А после всех этих шуток (потом я узнаю, что они называют их хохмами), Эдя скомандовал Севке: «Показывай», и сам стал вылезать из-за стола, почти вплотную придвинутого к дивану, на котором сидел. Он был большой — не высокий, а именно большой, а на ногах у него были толстые до колен носки. Кажется, такие тогда называли гетрами. Севка подтолкнул меня от двери, где я была все время, на середину комнаты и ближе к окну. Это были два широченных окна, между которыми чуть приоткрытая дверь на балкон. Подоконники и какие-то полки перед окнами были заняты несколькими большими и маленькими аквариумами. Я уставилась на это чудо, а Севка гордо сказал: «Не то, что твоя мура». Я не спорила. Во-первых, спорить было нечего, во-вторых, мне очень хотелось выйти на балкон, И, ничего не сказав про рыб, я спросила у Эди, можно ли выйти на балкон. Он неодобрительно сказал, что девицы не интересуются животными (кажется, он сказал — живностью), и пошел к своему дивану. А мы вышли на балкон, и я впервые увидела Москву с такой высоты. Дом этот стоял (и стоит) лицом (этим балконом) к Тверской. Теперь перед домом выросли большие дома, а тогда были низкие и не загораживали вид на Кремль, на башнях которого еще не было звезд. И дальше далеко шел весь город, крыши и какие-то башни и церкви. Мы долго были на балконе, а потом я и Гога стали собираться домой, а Севка пошел нас провожать. 

Дома я рассказывала про балкон и про то, что Москва с высоты тоже красивая, хоть и не такая, как Ленинград, когда на него смотришь с Исакиевского собора. И совсем забыла рассказать про странного Севиного папу. А через несколько дней, когда у меня были Севка, Гога и Рафка, пришла мамина подруга Настя. Пока мамы не было, Настя от нечего делать очень дотошно стала расспрашивать мальчиков про все. потому что ей всегда до всего было дело.

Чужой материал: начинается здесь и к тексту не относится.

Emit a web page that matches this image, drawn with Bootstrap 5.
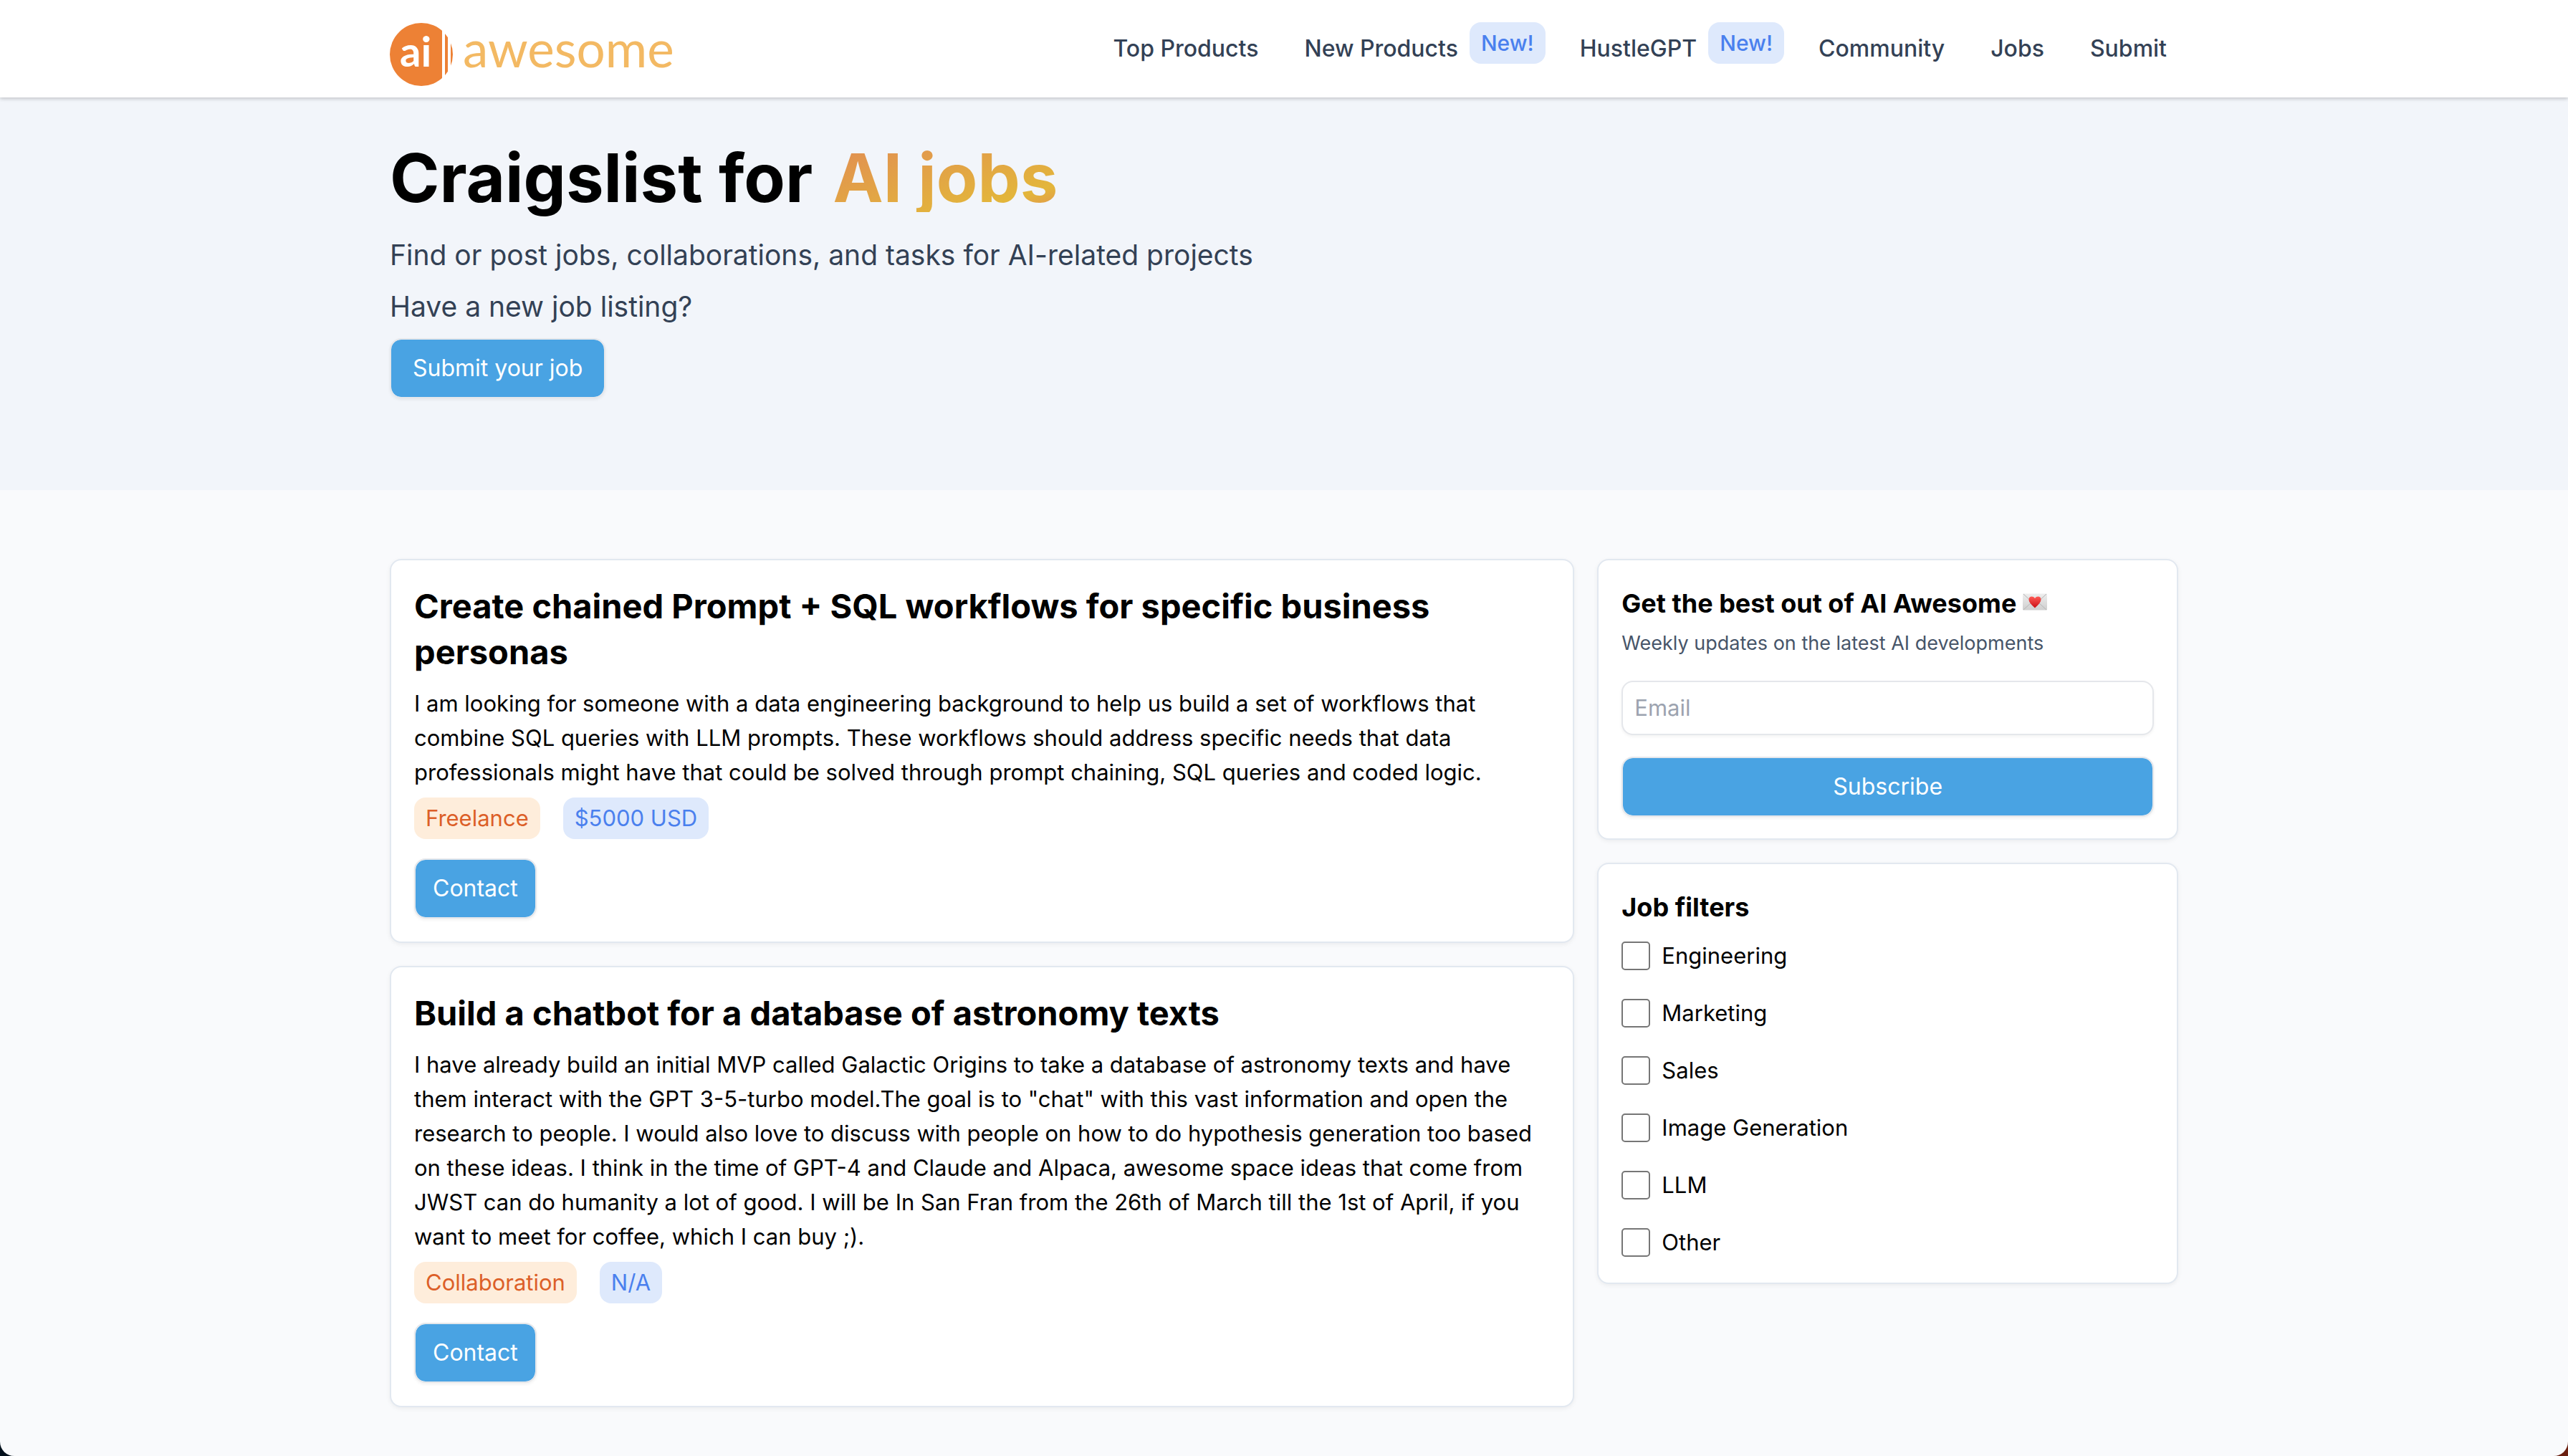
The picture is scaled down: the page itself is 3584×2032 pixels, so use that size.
<!DOCTYPE html>
<html lang="en">
<head>
<meta charset="utf-8">
<meta name="viewport" content="width=device-width, initial-scale=1">
<title>AI Awesome - Craigslist for AI jobs</title>
<link href="https://cdn.jsdelivr.net/npm/bootstrap@5.3.0/dist/css/bootstrap.min.css" rel="stylesheet">
<style>
  html {
    font-size: 32px;
    background: linear-gradient(to right, #02101c 50%, #6b1f10 50%);
  }
  body {
    min-height: 100vh;
    font-family: Inter, "Liberation Sans", sans-serif;
    font-size: 31px;
    line-height: 48px;
    color: #000;
    background: #f9fafc;
    border-radius: 0 0 20px 20px;
  }
  .page-wrap { max-width: 2560px; padding: 0 32px; }

  .site-header { background: #fff; box-shadow: 0 2px 6px rgba(0, 0, 0, .1), 0 2px 4px rgba(0, 0, 0, .1); position: relative; }
  .site-header .page-wrap { min-height: 136px; }
  .brand-logo { width: 400px; height: 88px; overflow: visible; }
  .site-nav { font-size: 32px; font-weight: 500; }
  .site-nav a { color: #334155; padding: 0 16px; }
  .new-tag { margin-bottom: 16px; font-size: 30px; }

  .pill { line-height: 58px; padding: 0 16px; border-radius: 16px; }
  .pill-blue { background: #dee9fc; color: #4a80ee; }
  .pill-orange { background: #feeddb; color: #dc5f28; }
  .pill-row { margin: 11px 0 27px; }

  .hero { background: #f2f5fa; padding: 64px 0 128px; }
  .hero h1 { font-size: 94px; line-height: 96px; font-weight: 700; margin-bottom: 32px; }
  .hero h1 span {
    margin-left: 6px;
    background: linear-gradient(to bottom right, #e18d53, #e3b63b 80%, #e19150);
    -webkit-background-clip: text;
    background-clip: text;
    color: transparent;
  }
  .hero p { font-size: 39px; line-height: 56px; margin-bottom: 16px; color: #334155; }

  .btn-sky {
    --bs-btn-color: #fff;
    --bs-btn-bg: #49a3e3;
    --bs-btn-border-color: #e5e7eb;
    --bs-btn-hover-color: #fff;
    --bs-btn-hover-bg: #3b93d3;
    --bs-btn-hover-border-color: #e5e7eb;
    --bs-btn-font-size: 32px;
    --bs-btn-font-weight: 400;
    --bs-btn-line-height: 48px;
    --bs-btn-padding-y: 16px;
    --bs-btn-padding-x: 30px;
    --bs-btn-border-width: 2px;
    --bs-btn-border-radius: 16px;
    background-clip: padding-box;
    box-shadow: 0 2px 4px rgba(0, 0, 0, .06);
  }
  .btn-contact { --bs-btn-padding-x: 24px; }

  .board { padding: 96px 0 68px; }
  .panel {
    padding: 32px;
    background: #fff;
    border: 2px solid #e2e8f0;
    border-radius: 16px;
    box-shadow: 0 2px 6px rgba(0, 0, 0, .06);
  }
  .panel h2 { font-size: 47px; line-height: 64px; font-weight: 700; margin-bottom: 16px; }
  .panel h3 { font-size: 36px; line-height: 56px; font-weight: 700; margin-bottom: 8px; }
  .panel .tagline { font-size: 27px; line-height: 40px; color: #475569; margin-bottom: 32px; }
  .signup { padding-bottom: 30px; }
  .signup .btn { margin-top: 30px; }
  .mail-icon { width: 34px; height: 24px; margin-bottom: 10px; }
  .email-box {
    font-size: 31px;
    line-height: 48px;
    padding: 12px 16px;
    border: 2px solid #e5e7eb;
    border-radius: 16px;
    box-shadow: 0 2px 4px rgba(0, 0, 0, .05);
  }
  .email-box::placeholder { color: #9ca3af; }
  .tick {
    width: 40px;
    height: 40px;
    margin: 0;
    border: 2px solid #767676;
  }
  .tick[type=checkbox] { border-radius: 5px; }
</style>
</head>
<body>
<header class="site-header">
  <div class="container-fluid page-wrap d-flex align-items-center justify-content-between">
    <a href="#" class="d-flex pt-2" aria-label="AI Awesome home">
      <svg class="brand-logo" viewBox="0 0 400 88">
        <defs>
          <clipPath id="slices"><path d="M0 0H73V88H0zM77 0H81V88H77zM85 0H89V88H85z"/></clipPath>
        </defs>
        <circle cx="44" cy="44" r="44" fill="#ed8135" clip-path="url(#slices)"/>
        <text x="14" y="61" font-family="Lato, sans-serif" font-weight="700" font-size="58" fill="#fff">ai</text>
        <text x="102" y="62" font-family="Lato, sans-serif" font-size="71" fill="#f3b963">awesome</text>
      </svg>
    </a>
    <nav class="site-nav d-flex align-items-center gap-3" aria-label="Main">
      <a href="#" class="text-decoration-none">Top Products</a>
      <div class="d-flex align-items-center"><a href="#" class="text-decoration-none">New Products</a><span class="pill pill-blue new-tag">New!</span></div>
      <div class="d-flex align-items-center"><a href="#" class="text-decoration-none">HustleGPT</a><span class="pill pill-blue new-tag">New!</span></div>
      <a href="#" class="text-decoration-none">Community</a>
      <a href="#" class="text-decoration-none">Jobs</a>
      <a href="#" class="text-decoration-none">Submit</a>
    </nav>
  </div>
</header>

<section class="hero">
  <div class="container-fluid page-wrap">
    <h1>Craigslist for <span class="d-inline-block align-top">AI jobs</span></h1>
    <p>Find or post jobs, collaborations, and tasks for AI-related projects</p>
    <p>Have a new job listing?</p>
    <button type="button" class="btn btn-sky d-block">Submit your job</button>
  </div>
</section>

<main class="board">
  <div class="container-fluid page-wrap">
    <div class="row g-3 align-items-start">
      <div class="col-8 d-flex flex-column gap-3">
        <article class="panel">
          <h2>Create chained Prompt + SQL workflows for specific business personas</h2>
          <p class="m-0">I am looking for someone with a data engineering background to help us build a set of workflows that combine SQL queries with LLM prompts. These workflows should address specific needs that data professionals might have that could be solved through prompt chaining, SQL queries and coded logic.</p>
          <div class="pill-row d-flex gap-3">
            <span class="pill pill-orange">Freelance</span>
            <span class="pill pill-blue">$5000 USD</span>
          </div>
          <button type="button" class="btn btn-sky btn-contact d-block">Contact</button>
        </article>
        <article class="panel">
          <h2>Build a chatbot for a database of astronomy texts</h2>
          <p class="m-0">I have already build an initial MVP called Galactic Origins to take a database of astronomy texts and have them interact with the GPT 3-5-turbo model.The goal is to "chat" with this vast information and open the research to people. I would also love to discuss with people on how to do hypothesis generation too based on these ideas. I think in the time of GPT-4 and Claude and Alpaca, awesome space ideas that come from JWST can do humanity a lot of good. I will be In San Fran from the 26th of March till the 1st of April, if you want to meet for coffee, which I can buy ;).</p>
          <div class="pill-row d-flex gap-3">
            <span class="pill pill-orange">Collaboration</span>
            <span class="pill pill-blue">N/A</span>
          </div>
          <button type="button" class="btn btn-sky btn-contact d-block">Contact</button>
        </article>
      </div>
      <aside class="col-4 d-flex flex-column gap-3">
        <form class="panel signup">
          <h3>Get the best out of AI Awesome
            <svg class="mail-icon align-middle" viewBox="0 0 34 24" role="img" aria-label="Love letter">
              <defs>
                <linearGradient id="paper" x2="0" y2="1"><stop stop-color="#eeeeee"/><stop offset="1" stop-color="#cfcfcf"/></linearGradient>
                <linearGradient id="heart" x2="0" y2="1"><stop stop-color="#ff5a55"/><stop offset="1" stop-color="#c90f14"/></linearGradient>
              </defs>
              <rect width="34" height="23" y=".5" rx="1" fill="url(#paper)"/>
              <path d="M1 23 13 12M33 23 21 12M1 1l16 15L33 1" fill="none" stroke="#b5b5b5"/>
              <path d="M17 20.500C12 16 8.500 12.500 8.500 8.500 8.500 4 14.500 3 17 7 19.500 3 25.500 4 25.500 8.500 25.500 12.500 22 16 17 20.500z" fill="url(#heart)"/>
            </svg>
          </h3>
          <p class="tagline">Weekly updates on the latest AI developments</p>
          <input type="email" class="form-control email-box" placeholder="Email" aria-label="Email">
          <button type="submit" class="btn btn-sky w-100 d-block">Subscribe</button>
        </form>
        <section class="panel">
          <h3 class="mb-2">Job filters</h3>
          <div class="d-flex flex-column gap-3">
            <div class="d-flex align-items-center gap-2"><input type="checkbox" class="form-check-input tick" id="f1"><label for="f1">Engineering</label></div>
            <div class="d-flex align-items-center gap-2"><input type="checkbox" class="form-check-input tick" id="f2"><label for="f2">Marketing</label></div>
            <div class="d-flex align-items-center gap-2"><input type="checkbox" class="form-check-input tick" id="f3"><label for="f3">Sales</label></div>
            <div class="d-flex align-items-center gap-2"><input type="checkbox" class="form-check-input tick" id="f4"><label for="f4">Image Generation</label></div>
            <div class="d-flex align-items-center gap-2"><input type="checkbox" class="form-check-input tick" id="f5"><label for="f5">LLM</label></div>
            <div class="d-flex align-items-center gap-2"><input type="checkbox" class="form-check-input tick" id="f6"><label for="f6">Other</label></div>
          </div>
        </section>
      </aside>
    </div>
  </div>
</main>
<script src="https://cdn.jsdelivr.net/npm/bootstrap@5.3.0/dist/js/bootstrap.bundle.min.js"></script>
</body>
</html>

Из ее расспросов и потом, когда мальчики ушли, а пришла мама, из Настиного рассказа я узнала, что Севин папа Багрицкий — поэт, и это хорошо, потому что он все-таки поэт, подходящий для партии, хотя допускает какие-то не те мотивы. Позже Настя мне объяснила, что мотивы у него «упаднические». Но дружить с Гогой плохо, потому что его папа Львов-Рогачевский в чем-то партии враждебный. Я стала защищать свою дружбу и сказала, что их не касается, с кем я вожусь и буду водиться. И тут мама меня неожиданно поддержала, что, вообще-то, это действительно мое дело, только непонятно, почему я дружу только с мальчиками. «Так это в школе. А в «Люксе» у меня девочки».  На этом спор о друзьях в тот вечер закончился. А позже Настя еще не раз расспрашивала меня о Гоге и Севе до самого 37-го года. Про Рафку ни в тот вечер, ни потом она не говорила. Видимо, его папа ничем ее не заинтересовал.

Кажется, это был мой первый бунт против «генеральной линии партии», твердо проводившейся в воспитании мамой и ее подружками, снисходительно и со многими отступлениями — папой. И которой жестко противостояла Батаня. В тот же вечер Настя читала какие-то стихи Багрицкого, первые мной услышанные, а через несколько дней принесла его книжку. Так что не в Севкином доме я впервые познакомилась с Багрицким-поэтом. Насте же я обязана знакомством с советской поэзией (комсомольско-коммунистической) того времени. Она приносила книжки Жарова и Безыменского, Уткина, Алтаузена, Сель-винского, Тихонова и еще кого-то. Папа, похоже, этих поэтов не читал. От него я не слышала ни их имен, ни стихов. Настя, видимо, их любила. Она в те годы часто оставалась у нас ночевать. Спала она обычно в моей комнате и перед сном с удовольствием читала наизусть стихи. Что-то с ее чтения полюбила и я, например, Уткина — поэму о рыжем Мотеле и еще несколько стихотворений, и стихи Н.Тихонова.